In doing so, we urge trial courts to be mindful of the heavy burden which a defendant must overcome when mounting a constitutional vagueness challenge to a criminal statute which does not purport to reach constitutionally protected conduct under the First Amendment. To succeed in such a challenge, a defendant must do more than simply establish that the statute, as preliminarily *1080 evaluated within the context of the defendant's conduct before the court, is vague only in the sense that it requires a person to conform his or her actions to an imprecise but comprehensible course of conduct. See Flipside, Hoffman Estates, Inc., 455 U.S. at 495 n. 7, 102 S.Ct. at 1191 n. 7. Instead, a defendant must shoulder the "heavy burden" of proving that the statute is facially unconstitutional in that there exists no set of circumstances in which it can be constitutionally applied, see Salerno, 481 U.S. at 745, 107 S.Ct. at 2100, that is, it specifies no comprehensible standard of conduct at all such that it has no core. See Flipside, Hoffman Estates, Inc., 455 U.S. at 495 n. 7, 102 S.Ct. at 1191 n. 7.[3] Thus, as we noted in Barnes, "outside the limited context of the First Amendment in which the overbreadth doctrine is recognized and applied, a defendant who only establishes that the statute `might operate unconstitutionally under some conceivable set of circumstances' fails to demonstrate that the statute is wholly invalid." 686 So.2d at 637 (quoting Salerno, 481 U.S. at 745, 107 S.Ct. at 2100). We are confident that strict adherence to these basic principles of constitutional adjudication will result in a more cautious and studied approach by a trial court when deciding a vagueness challenge to a presumptively constitutional criminal statute. See State v. Kahles, 644 So. 2d 512, 513 (Fla. 4th DCA 1994) (urging the bench and bar to follow the step-by-step process set out in Flipside, Hoffman Estates, Inc. in cases in which a criminal statute is attacked as unconstitutional on its face), approved, 657 So. 2d 897 (Fla. 1995).

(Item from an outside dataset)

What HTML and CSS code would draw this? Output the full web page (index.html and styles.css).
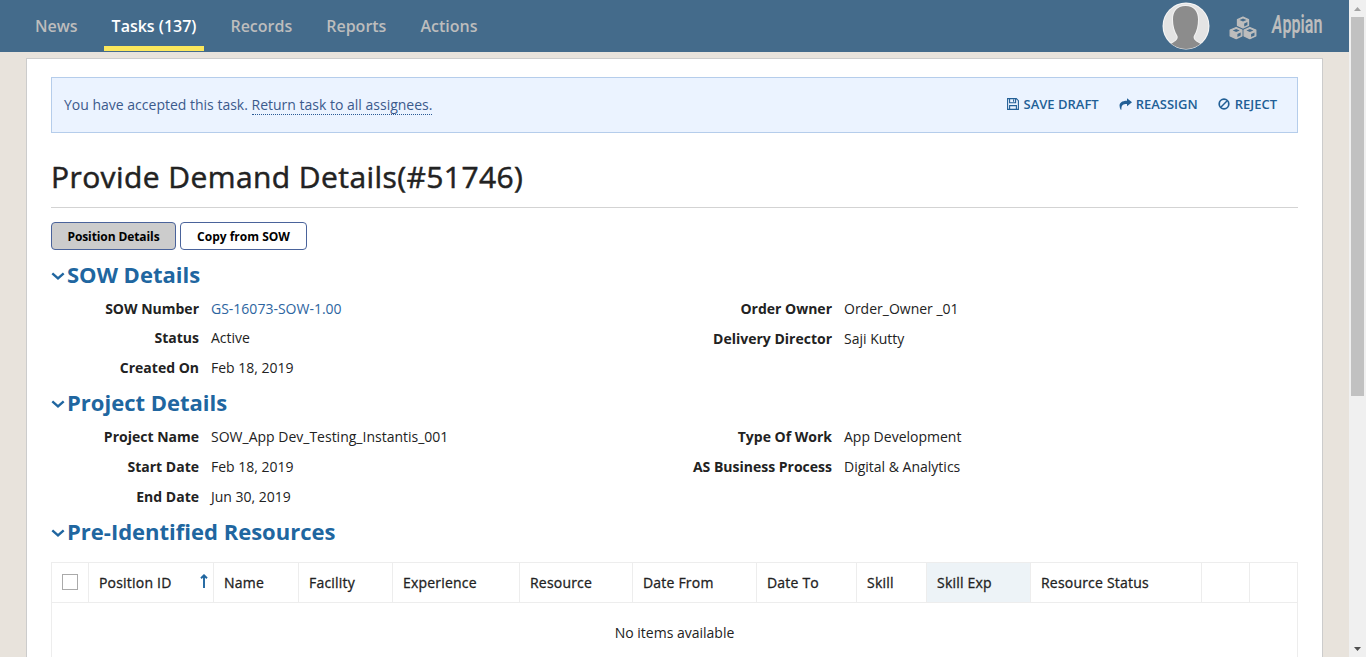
FILE: index.html
```html
<!DOCTYPE html>
<html lang="en">
<head>
<meta charset="utf-8">
<title>Provide Demand Details</title>
<link rel="stylesheet" href="styles.css">
</head>
<body>
<div class="window">
  <div class="page">
    <header class="topbar">
      <nav class="tabs">
        <a class="tab tab-news"><span>News</span></a>
        <a class="tab tab-active"><span>Tasks (137)</span></a>
        <a class="tab tab-records"><span>Records</span></a>
        <a class="tab tab-reports"><span>Reports</span></a>
        <a class="tab tab-actions"><span>Actions</span></a>
      </nav>
      <div class="tools">
        <svg class="avatar" viewBox="0 0 48 48">
          <defs>
            <clipPath id="round"><circle cx="24" cy="24" r="23"/></clipPath>
          </defs>
          <circle cx="24" cy="24" r="23.500" fill="#f6f6f6"/>
          <g clip-path="url(#round)">
            <circle cx="24" cy="24" r="22.500" fill="#e4e4e4"/>
            <path id="bust" d="M23.500 4C15 4 11 9.500 11 17.500c0 6 1.500 12 4.500 16.500.8 3-1 5-8 8.500v6h32v-6c-7-3.500-8.500-5.500-7.700-8.500 3-4.500 4.200-10.500 4.200-16.500C36 9.500 32 4 23.500 4z" fill="#8c8c8c" stroke="#f2f2f2" stroke-width="2" paint-order="stroke"/>
          </g>
        </svg>
        <svg class="cubes" viewBox="0 0 28 24">
          <g fill="#bdbdbd" stroke="#bdbdbd" stroke-width="1.300" stroke-linejoin="round">
            <path d="M14 1.200 19.500 3.500v6L14 12 8.500 9.500v-6z"/>
            <path d="M7.200 11.500 12.900 14v6l-5.700 2.700L1.200 20v-6z"/>
            <path d="M20.800 11.500 26.800 14v6l-6 2.700L15.100 20v-6z"/>
          </g>
          <g fill="#446b8b">
            <path d="M14 2.500 17.500 4 14 5.500 10.500 4zM15.200 7.400 18.400 6v3L15.200 10.500z"/>
            <path d="M7.200 12.900 10.700 14.400 7.200 15.900 3.700 14.400zM8.400 17.900 11.700 16.500v3L8.400 21z"/>
            <path d="M20.900 12.900 24.400 14.400 20.900 15.900 17.400 14.400zM22.100 17.900 25.500 16.500v3L22.100 21z"/>
          </g>
        </svg>
        <div class="brand"><span><i>A</i>ppian</span></div>
      </div>
    </header>
    <main class="card">
      <div class="notice">
        <p class="notice-text">You have accepted this task. <a class="return-link">Return task to all assignees.</a></p>
        <div class="notice-actions">
          <a class="action"><svg class="i-save" viewBox="0 0 12 12"><path d="M.6.600h8.700l2.100 2.100v8.700H.6zM2.600.800v4h6v-4M2.600 11.200V7.600h6.800v3.600M6.600 1.500v2.200" fill="none" stroke="#225f96" stroke-width="1.100"/></svg><span>SAVE DRAFT</span></a>
          <a class="action"><svg class="i-share" viewBox="0 0 13 12"><path d="M8 .3 13 4.300 8 8.300V6C4.200 5.900 2.200 7 2.400 11.700H1.700C-.8 7 .5 2.800 8 2.700z" fill="#225f96"/></svg><span>REASSIGN</span></a>
          <a class="action"><svg class="i-ban" viewBox="0 0 12 12"><circle cx="6" cy="6" r="4.800" fill="none" stroke="#225f96" stroke-width="1.700"/><path d="M2.800 9.200 9.200 2.800" stroke="#225f96" stroke-width="1.500"/></svg><span>REJECT</span></a>
        </div>
      </div>
      <h1 class="title"><span>Provide Demand Details(#51746)</span></h1>
      <div class="buttons">
        <button class="btn btn-on"><span>Position Details</span></button>
        <button class="btn btn-copy"><span>Copy from SOW</span></button>
      </div>

      <section class="section">
        <h2 class="heading"><svg class="chev" viewBox="0 0 14 10"><path d="m1.300 2.300 5.700 5 5.700-5" fill="none" stroke="#2066a0" stroke-width="2.400"/></svg><span>SOW Details</span></h2>
        <div class="columns">
          <dl class="fields fields-sow">
            <dt>SOW Number</dt><dd class="link">GS-16073-SOW-1.00</dd>
            <dt>Status</dt><dd>Active</dd>
            <dt>Created On</dt><dd>Feb 18, 2019</dd>
          </dl>
          <dl class="fields fields-right">
            <dt>Order Owner</dt><dd>Order_Owner _01</dd>
            <dt>Delivery Director</dt><dd>Saji Kutty</dd>
          </dl>
        </div>
      </section>
      <section class="section section-project">
        <h2 class="heading"><svg class="chev" viewBox="0 0 14 10"><path d="m1.300 2.300 5.700 5 5.700-5" fill="none" stroke="#2066a0" stroke-width="2.400"/></svg><span>Project Details</span></h2>
        <div class="columns">
          <dl class="fields">
            <dt>Project Name</dt><dd>SOW_App Dev_Testing_Instantis_001</dd>
            <dt>Start Date</dt><dd>Feb 18, 2019</dd>
            <dt>End Date</dt><dd>Jun 30, 2019</dd>
          </dl>
          <dl class="fields fields-right">
            <dt>Type Of Work</dt><dd>App Development</dd>
            <dt>AS Business Process</dt><dd>Digital &amp; Analytics</dd>
          </dl>
        </div>
      </section>
      <section>
        <h2 class="heading"><svg class="chev" viewBox="0 0 14 10"><path d="m1.300 2.300 5.700 5 5.700-5" fill="none" stroke="#2066a0" stroke-width="2.400"/></svg><span>Pre-Identified Resources</span></h2>
        <div class="grid">
          <div class="grid-head">
            <div class="cell cell-check"><i class="checkbox"></i></div>
            <div class="cell cell-sort"><span>Position ID</span><svg class="sort" viewBox="0 0 8 14"><path d="M4 14V2M1 4.200 4 1.300l3 2.900" fill="none" stroke="#2066a0" stroke-width="1.900"/></svg></div>
            <div class="cell">Name</div>
            <div class="cell">Facility</div>
            <div class="cell">Experience</div>
            <div class="cell">Resource</div>
            <div class="cell">Date From</div>
            <div class="cell">Date To</div>
            <div class="cell">Skill</div>
            <div class="cell cell-hover">Skill Exp</div>
            <div class="cell">Resource Status</div>
            <div class="cell"></div>
            <div class="cell"></div>
          </div>
          <div class="empty">No items available</div>
        </div>
      </section>
    </main>
  </div>
  <div class="scrollbar">
    <svg class="arrow" viewBox="0 0 17 17"><path d="m5 11 3.500-4 3.500 4z" fill="#a3a3a3"/></svg>
    <div class="thumb"></div>
    <svg class="arrow arrow-down" viewBox="0 0 17 17"><path d="m5 7 3.500 4 3.500-4z" fill="#505050"/></svg>
  </div>
</div>
</body>
</html>
```
FILE: styles.css
```css
* { box-sizing: border-box; }
body { margin: 0; overflow: hidden; font: 14px/20px "Open Sans", sans-serif; color: #222; }
h1, h2, p, dl, dd { margin: 0; }
.window { display: flex; height: 657px; overflow: hidden; }
.page { width: 1349px; background: #e8e3dc; overflow: hidden; }

.topbar { display: flex; justify-content: space-between; height: 52px; background: #446b8b; }
.tabs { display: flex; padding-left: 27px; gap: 18px; }
.tab { height: 51px; padding: 0 8px; line-height: 52px; font-size: 16px; font-weight: 600; color: #bdbdbd; border-bottom: 5px solid transparent; white-space: nowrap; }
.tab-active { color: #fff; border-color: #fbe75c; }
.tools { display: flex; align-items: center; padding-right: 26px; }
.avatar { width: 48px; height: 48px; }
.cubes { width: 28px; height: 24px; margin: 4px 0 0 19px; }
.brand { width: 51px; margin: 0 0 2px 15px; font: 600 25px/50px Roboto, sans-serif; color: #bdbdbd; }
.brand span { display: inline-block; transform: scaleX(.645); transform-origin: 0 50%; }

.card { width: 1297px; height: 700px; margin: 6px 0 0 26px; padding: 18px 24px; background: #fff; border: 1px solid #ccc; }
.notice { display: flex; align-items: center; justify-content: space-between; height: 56px; padding: 0 20px 0 12px; background: #ebf3ff; border: 1px solid #b5cdeb; color: #3b5a8c; }
.return-link { display: inline-block; line-height: 19px; border-bottom: 1px dotted #2a5a96; }
.notice-actions { display: flex; gap: 20px; margin-bottom: 2px; font-size: 13px; font-weight: 600; color: #225f96; }
.action { display: flex; align-items: center; gap: 5px; }
.i-save, .i-ban { width: 12px; height: 12px; }
.i-share { width: 13px; height: 12px; }
.action:nth-child(2) { gap: 4px; }

.title { height: 75px; padding-top: 24px; font: 400 30px/40px "Open Sans", sans-serif; letter-spacing: .42px; -webkit-text-stroke: .5px #222; border-bottom: 1px solid #d3d3d3; white-space: nowrap; }
.buttons { display: flex; gap: 4px; margin: 14px 0 7px; }
.btn { width: 125px; height: 28px; padding: 2px 0 0; border: 1px solid #4a639b; border-radius: 4px; background: #fff; color: #000; font: bold 12px/24px "Open Sans", sans-serif; }
.btn-copy { width: 127px; }
.btn-on { background: #ccc; letter-spacing: -.1px; }

.section { height: 128px; }
.section-project { height: 129px; }
.heading { display: flex; align-items: center; height: 34px; gap: 2px; font-size: 22px; line-height: 34px; font-weight: 700; color: #2066a0; white-space: nowrap; }
.chev { width: 14px; height: 10px; margin-top: 3px; }
.columns { display: flex; padding-top: 3px; }
.fields { display: grid; grid-template-columns: 148px 1fr; grid-auto-rows: 30px; align-content: start; column-gap: 12px; width: 633px; line-height: 30px; white-space: nowrap; }
.fields-sow { grid-template-rows: 29px 30px 30px; }
.fields-right { width: 614px; }
.fields dt { font-weight: 700; text-align: right; }
.fields .link { color: #2d659f; }

.grid { margin-top: 14px; border: 1px solid #ededed; height: 200px; }
.grid-head { display: grid; grid-template-columns: 36px 125px 85px 94px 127px 113px 124px 100px 70px 104px 171px 48px 48px; height: 40px; border-bottom: 1px solid #ededed; }
.cell { padding-left: 10px; border-left: 1px solid #ededed; letter-spacing: .2px; -webkit-text-stroke: .3px #222; line-height: 39px; white-space: nowrap; }
.cell-check { border-left: 0; display: flex; align-items: center; }
.checkbox { width: 16px; height: 16px; margin-bottom: 1px; border: 1px solid #aaa; }
.cell-sort { display: flex; justify-content: space-between; padding-right: 5px; }
.sort { width: 8px; height: 14px; margin-top: 11px; }
.cell-hover { background: #edf3f7; }
.empty { padding-top: 20px; text-align: center; }

.scrollbar { display: flex; flex-direction: column; align-items: center; width: 17px; background: #f0f0f0; }
.arrow { display: block; width: 17px; height: 17px; }
.thumb { width: 13px; height: 379px; background: #c1c1c1; }
.arrow-down { margin-top: auto; }
```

Accordingly, for the reasons expressed, we reverse the order under review and remand this case for further proceedings.

Reversed and remanded for further proceedings.

THREADGILL, C.J., and DANAHY, J., concur.

NOTES

[1] A person who violates this provision commits a misdemeanor of the first degree. See § 893.13(7)(b), Fla. Stat. (1995). Hence, the state's prosecution of the appellee by a notice to appear is procedurally appropriate. See Fla. R.Crim.P. 3.140(a)(2) (authorizing prosecutions for misdemeanors by a notice to appear provided for in Florida Rule of Criminal Procedure 3.125).

[2] This traditional rule prohibiting a person to whom a statute may constitutionally be applied from challenging the statute on the basis that it may conceivably be applied in an unconstitutional fashion to others in factual situations not before the court is relaxed, however, when the statute affects conduct protected by the First Amendment. See New York v. Ferber, 458 U.S. 747, 767-769, 102 S. Ct. 3348, 3360-3361, 73 L. Ed. 2d 1113 (1982). In that situation, the overbreadth doctrine, with its concern for the "sensitive nature of protected expression," confers standing on a person "to attack overly broad statutes even though the conduct of the person making the attack is clearly unprotected and could be proscribed by a law drawn with the requisite specificity." 458 U.S. at 768-769, 102 S.Ct. at 3361. The underlying reason for allowing standing within this limited context is to "avoid[] making vindication of freedom of expression await the outcome of protracted litigation." Dombrowski v. Pfister, 380 U.S. 479, 487, 85 S. Ct. 1116, 1121, 14 L. Ed. 2d 22 (1965); see also Broadrick v. Oklahoma, 413 U.S. 601, 613, 93 S. Ct. 2908, 2916, 37 L. Ed. 2d 830 (1973) (consequence of "departure from traditional rules of standing in the First Amendment area is that any enforcement of a statute thus placed at issue is totally forbidden until and unless a limiting construction or partial invalidation so narrows it as to remove the seeming threat or deterrence to constitutionally protected expression"); accord Young v. American Mini Theatres, Inc., 427 U.S. 50, 59-60, 96 S. Ct. 2440, 2447, 49 L. Ed. 2d 310 (1976) (exception to traditional rule of standing to raise constitutional issue reflects a judgment that the very existence of some statutes may cause persons not before a court to refrain from engaging in constitutionally protected speech or expression).

[3] This concept of a statute's lack of a "core" was explored in Brown v. State, 629 So. 2d 841 (Fla. 1994), in which the supreme court found that the undefined phrase "public housing facility" in section 893.13(1)(i), Florida Statutes (Supp. 1990), rendered that statute unconstitutionally void for vagueness. In that case, the court determined that this phrase was the "sticking point" of the "heart of the statute" because it did not "give citizens fair warning about what conduct [was] forbidden" and was "so imprecise that it [was] impossible to tell from the statute's plain language what the Legislature intended to target." Id. at 843 (emphasis added) (footnote omitted). It concluded, therefore, that because the statute "[did] not specify a standard of conduct, citizens and law enforcement must guess at what the statute prohibits" rendering it "impermissibly vague in all applications." Id.